Perbedaan tersebut dapat berupa perbedaan wilayah tempat tinggal, suku bangsa, agama,
budaya, dan lain-lain.
2.
Mewujudkan
Integrasi Nasional Indonesia
Persoalan
dalam mewujudkan integrasi nasional di Indonesia adalah masih kuatnya masalah
primordialisme. Masalah yang sering terjadi adalah masalah kesukuan, jenis
bangsa (ras), bahasa, daerah, agama, dan kebiasaan. Permasalahan ini semakin
kompleks di era globalisasi ini. Berbagai tuntutan dari masyarakat tidak lagi
bersifat lokal, tetapi sudah bersifat internasional. Dua permasalahan tadi,
membuat tantangan dalam mewujudkan nasionalisme dan mempertahankan keberadaan
negara nasional menjadi semakin berat.
Para
pendiri bangsa ini, menghendaki terbentuknya persatuan dengan tetap menghargai
perbedaan di dalamnya. Sebagai generasi penerus, kita harus memberi kesempatan
kepada semua pihak untuk tumbuh dan berkembang besama-sama. Semboyan Bhinneka
Tunggal 1ka dapat menjadi dasar untuk mengedepankan semangat persatuan di dalam
berbagai perbedaan. Perbedaan dalam masyarakat harus dilihat sebagai kekayaan
budaya nasional kita.
F.
TANTANGAN
DALAM MENJAGA KEUTUHAN NEGARA KESATUAN REPUBLIK INDONESIA
Peta keamanan
global menempatkan terorisme menjadi ancaman global. Penggunaan kekuatan militer
oleh suatu negara ke wilayah negara lain mengancam kedaulatan dan kehormatan
suatu negara berdaulat. Masalah perbatasan juga merupakan sumber utama potensi
konflik antarnegara di kawasan Asia Pasifik, termasuk Asia Tenggara.
Tantangan di
lingkungan internal Indonesia adalah mengawal NKRI agar tetap utuh dan bersatu.

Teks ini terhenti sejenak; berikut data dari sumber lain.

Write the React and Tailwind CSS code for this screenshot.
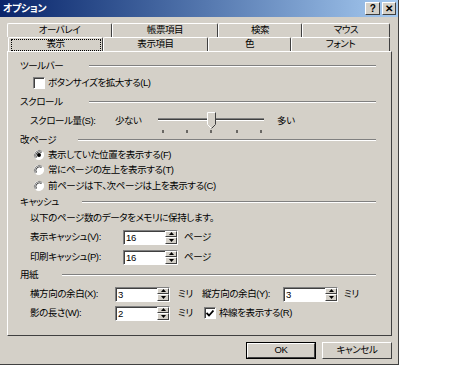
import React from 'react'

const face = 'bg-[#d4d0c8]'
const raised = 'border border-t-white border-l-white border-r-[#404040] border-b-[#404040]'
const sunken = 'border border-t-[#808080] border-l-[#808080] border-r-white border-b-white [box-shadow:inset_1px_1px_0_#404040]'

function Group({ label, w }) {
  return (
    <div className="flex h-[14px] items-center">
      <div className={`shrink-0 ${w}`}>{label}</div>
      <div className="h-[2px] flex-1 border-t border-t-[#808080] border-b border-b-white" />
    </div>
  )
}

function Check({ checked }) {
  return (
    <div className={`flex h-[12px] w-[12px] shrink-0 items-center justify-center bg-white ${sunken}`}>
      {checked && (
        <svg width="8" height="7" viewBox="0 0 8 7">
          <path d="M0.5 3 L3 5.5 L7.5 0.5" stroke="#000" strokeWidth="1.8" fill="none" />
        </svg>
      )}
    </div>
  )
}

function Radio({ checked }) {
  return (
    <svg width="12" height="12" viewBox="0 0 12 12" className="shrink-0">
      <circle cx="6" cy="6" r="5" fill="#fff" />
      <path d="M9.5 2.5 A5 5 0 0 0 2.5 9.5" stroke="#808080" strokeWidth="1" fill="none" />
      <path d="M8.5 3.5 A3.6 3.6 0 0 0 3.5 8.5" stroke="#404040" strokeWidth="1" fill="none" />
      <path d="M2.5 9.5 A5 5 0 0 0 9.5 2.5" stroke="#fff" strokeWidth="1" fill="none" />
      {checked && <circle cx="6" cy="6" r="2" fill="#000" />}
    </svg>
  )
}

function Arrow({ up }) {
  return (
    <div className={`flex flex-1 items-center justify-center ${face} ${raised}`}>
      <svg width="5" height="3" viewBox="0 0 5 3">
        <path d={up ? 'M2.5 0 L5 3 H0 Z' : 'M0 0 H5 L2.5 3 Z'} fill="#000" />
      </svg>
    </div>
  )
}

function SpinBox({ value }) {
  return (
    <div className={`flex h-[15px] w-[55px] shrink-0 bg-white ${sunken}`}>
      <div className="flex-1 pl-[2px] leading-[13px]">{value}</div>
      <div className="flex w-[12px] flex-col">
        <Arrow up />
        <Arrow />
      </div>
    </div>
  )
}

function Slider() {
  const ticks = [5, 29, 53, 79, 103]
  return (
    <svg width="108" height="24" viewBox="0 0 108 24" className="shrink-0">
      <line x1="0" y1="9.5" x2="106" y2="9.5" stroke="#808080" />
      <line x1="0" y1="10.5" x2="106" y2="10.5" stroke="#404040" />
      <line x1="0" y1="11.5" x2="106" y2="11.5" stroke="#fff" />
      <path d="M49.5 3.5 H57.5 V15.5 L53.5 19.5 L49.5 15.5 Z" fill="#d4d0c8" stroke="#fff" />
      <path d="M57.5 3.5 V15.5 L53.5 19.5" fill="none" stroke="#404040" />
      {ticks.map((x) => (
        <line key={x} x1={x} y1="21" x2={x} y2="24" stroke="#000" />
      ))}
    </svg>
  )
}

function Tab({ label, w, active }) {
  return (
    <div className={`flex h-full shrink-0 items-center justify-center rounded-t-[2px] border-t border-l border-r border-t-white border-l-white border-r-[#404040] ${w}`}>
      {active ? (
        <div className="flex h-[12px] w-[90px] items-center justify-center border border-dotted border-black">{label}</div>
      ) : (
        label
      )}
    </div>
  )
}

export default function App() {
  return (
    <div className="h-[378px] w-[461px] whitespace-nowrap bg-white text-[9.5px] tracking-[-0.4px] text-black [font-family:'Liberation_Sans','Noto_Sans_CJK_JP',sans-serif] [font-feature-settings:'palt']">
      <div className={`flex h-[365px] w-[399px] flex-col border-r border-b border-r-[#404040] border-b-[#404040] ${face}`}>
        <div className="flex h-[17px] items-center justify-between bg-linear-to-r from-[#0a246a] to-[#a6caf0] pr-[2px] pl-[3px]">
          <span className="text-[10px] font-bold text-white">オプション</span>
          <div className="flex gap-[2px]">
            <div className={`flex h-[13px] w-[15px] items-center justify-center text-[10px] font-bold leading-none ${face} ${raised}`}>?</div>
            <div className={`flex h-[13px] w-[14px] items-center justify-center text-[10px] font-bold leading-none ${face} ${raised}`}>✕</div>
          </div>
        </div>

        <div className="ml-[7px] mt-[6px] flex h-[14px]">
          <Tab label="オーバレイ" w="w-[105px]" />
          <Tab label="帳票項目" w="w-[106px]" />
          <Tab label="検索" w="w-[84px]" />
          <Tab label="マウス" w="w-[88px]" />
        </div>
        <div className="ml-[8px] flex h-[14px]">
          <Tab label="表示" w="w-[95px]" active />
          <Tab label="表示項目" w="w-[105px]" />
          <Tab label="色" w="w-[83px]" />
          <Tab label="フォント" w="w-[99px]" />
        </div>

        <div className="ml-[7px] flex h-[285px] w-[385px] flex-col border border-t-white border-l-white border-r-[#404040] border-b-[#404040] pt-[7px] pr-[15px] pl-[12px]">
          <Group label="ツールバー" w="w-[69px]" />
          <div className="mt-[3px] flex h-[14px] items-center gap-[3px] pl-[13px]">
            <Check />
            <span>ボタンサイズを拡大する(L)</span>
          </div>
          <div className="mt-[5px]">
            <Group label="スクロール" w="w-[69px]" />
          </div>
          <div className="mt-[5px] flex h-[14px] items-center pl-[10px]">
            <span className="w-[85px] shrink-0">スクロール量(S):</span>
            <span className="w-[43px] shrink-0">少ない</span>
            <Slider />
            <span className="ml-[11px]">多い</span>
          </div>
          <div className="mt-[5px]">
            <Group label="改ページ" w="w-[58px]" />
          </div>
          <div className="mt-[1px] flex h-[14px] items-center gap-[3px] pl-[13px]">
            <Radio checked />
            <span>表示していた位置を表示する(F)</span>
          </div>
          <div className="mt-[1px] flex h-[14px] items-center gap-[3px] pl-[13px]">
            <Radio />
            <span>常にページの左上を表示する(T)</span>
          </div>
          <div className="mt-[2px] flex h-[14px] items-center gap-[3px] pl-[13px]">
            <Radio />
            <span>前ページは下、次ページは上を表示する(C)</span>
          </div>
          <div className="mt-[2px]">
            <Group label="キャッシュ" w="w-[62px]" />
          </div>
          <div className="mt-[2px] flex h-[14px] items-center pl-[10px]">以下のページ数のデータをメモリに保持します。</div>
          <div className="mt-[5px] flex h-[14px] items-center pl-[10px]">
            <span className="w-[93px] shrink-0">表示キャッシュ(V):</span>
            <SpinBox value="16" />
            <span className="ml-[6px]">ページ</span>
          </div>
          <div className="mt-[6px] flex h-[14px] items-center pl-[10px]">
            <span className="w-[93px] shrink-0">印刷キャッシュ(P):</span>
            <SpinBox value="16" />
            <span className="ml-[6px]">ページ</span>
          </div>
          <div className="mt-[4px]">
            <Group label="用紙" w="w-[42px]" />
          </div>
          <div className="mt-[5px] flex h-[14px] items-center pl-[10px]">
            <span className="w-[85px] shrink-0">横方向の余白(X):</span>
            <SpinBox value="3" />
            <span className="ml-[8px] w-[24px] shrink-0">ミリ</span>
            <span className="w-[81px] shrink-0">縦方向の余白(Y):</span>
            <SpinBox value="3" />
            <span className="ml-[6px]">ミリ</span>
          </div>
          <div className="mt-[5px] flex h-[14px] items-center pl-[10px]">
            <span className="w-[85px] shrink-0">影の長さ(W):</span>
            <SpinBox value="2" />
            <span className="ml-[8px] w-[26px] shrink-0">ミリ</span>
            <Check checked />
            <span className="ml-[3px]">枠線を表示する(R)</span>
          </div>
        </div>

        <div className="mt-[6px] flex justify-end gap-[6px] pr-[6px]">
          <div className="flex h-[17px] w-[70px] items-center justify-center border border-black">
            <div className={`flex h-full w-full items-center justify-center ${raised}`}>OK</div>
          </div>
          <div className={`flex h-[17px] w-[70px] items-center justify-center ${raised}`}>キャンセル</div>
        </div>
      </div>
    </div>
  )
}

Di sisi lain, ancaman terhadap kedaulatan masih berpotensi terutama yang
berbentuk konflik perbatasan, pelanggaran wilayah, gangguan keamanan maritim
dan dirgantara, gangguan keamanan di wilayah perbatasan berupa pelintas batas secara
ilegal, kegiatan penyelundupan senjata dan bahan peledak, masalah separatisme,
pengawasan pulau-pulau kecil terluar, ancaman terorisme dalam negeri, dan
sebagainya.
Berdasarkan
tantangan tersebut di atas, maka visi terwujudnya pertahanan negara yang
tangguh dengan misi menjaga kedaulatan dan keutuhan wilayah NKRI serta
keselamatan bangsa harus terwujud. Pada dasarnya perumusan kebijakan umum
pertahanan negara dilaksanakan menteri pertahanan negara, sedangkan proses
penetapannya dilaksanakan di tingkat Dewan Keamanan Nasional selaku Penasehat
Presiden RI.
Tujuan nasional
merupakan kepentingan nasional yang abadi dan menjadi acuan dalam merumuskan
tujuan pertahanan negara, yang ditempuh dengan tiga strata pendekatan sebagai
berikut:
1. Strata
mutlak, dilakukan dalam menjaga kedaulatan negara, keutuhan wilayah negara, dan
keselamatan bangsa Indonesia.
2. Strata
penting, dilakukan dalam menjaga kehidupan demokrasi politik dan ekonomi,
keharmonisan hubungan antar suku, agama, ras dan golongan (SARA), penghormatan
hak asasi manusia, dan pembangunan yang berwawasan lingkungan hidup.
3. Strata
pendukung, dilakukan dalam upaya turut memelihara ketertiban dunia.